San Francisco getting closer to banning toys from being given away with most fast foods and if it passes, McDonald’s will not be able to include toys in its Happy Meals unless they contain foods such as apples and carrots instead of hamburgers and fries.

Under the ruling, scheduled to take effect in December 2011, San Francisco restaurants will be allowed to include a toy with a meal only if the food and drink in the meal contain fewer than 600 calories, less than 640 milligrams of sodium and if less than 35 per cent of the calories are derived from fat (less than 10 per cent from saturated fat), except for fat contained in nuts, seeds, eggs or low-fat cheese.

McDonald's disappointed by Happy Meals toy ban decision

We are extremely disappointed with this decision. It's not what our customers want, nor is it something they asked for," McDonald's spokeswoman Danya Proud said in a statement Wednesday. "Public opinion continues to be overwhelmingly against this misguided legislation. Parents tell us it's their right and responsibility, not the government's, to ... to choose what's right for their children. We are extremely proud of our Happy Meals which give our youngest guests wholesome food and toys of the highest quality. Getting a toy with a kid's meal is just one part of a fun, family experience at McDonald's."


What McDonalds may not understand is that obesity in children is significant public health problems in the United States. The number of adolescents who are overweight has tripled. Being overweight during childhood and adolescence increases the risk of developing high cholesterol, hypertension, respiratory ailments, orthopedic problems, depression and type 2 diabetes. It cost Americans billions of dollars and government needs to step in and help.

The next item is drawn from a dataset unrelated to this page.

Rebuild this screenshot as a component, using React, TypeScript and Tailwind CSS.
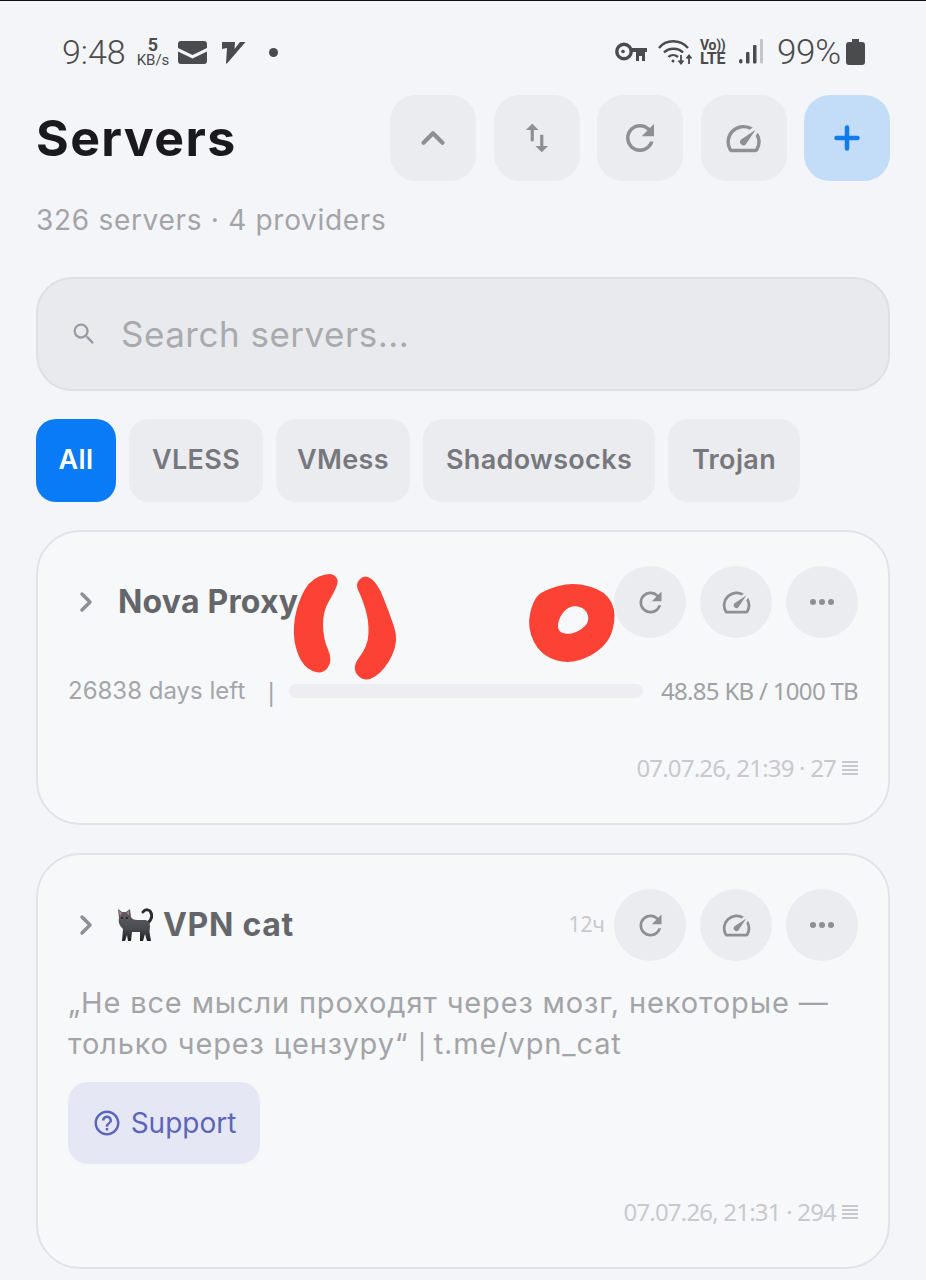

The man who sponsored the measure, San Francisco Supervisor Eric Mar, says the aim of the ban is to promote healthy eating habits while combating childhood obesity. He calls the move "a challenge to the restaurant industry to think about children's health first."

"This is a tremendous victory for our children's health. Our children are sick. Rates of obesity in San Francisco are disturbingly high, especially among children of color," said Mar.

Mar said that right wouldn't be taken away. Toys, he noted, still would be allowed in meals that meet the healthier nutritional guidelines. "It's not a ban; it's an incentive," Mar said.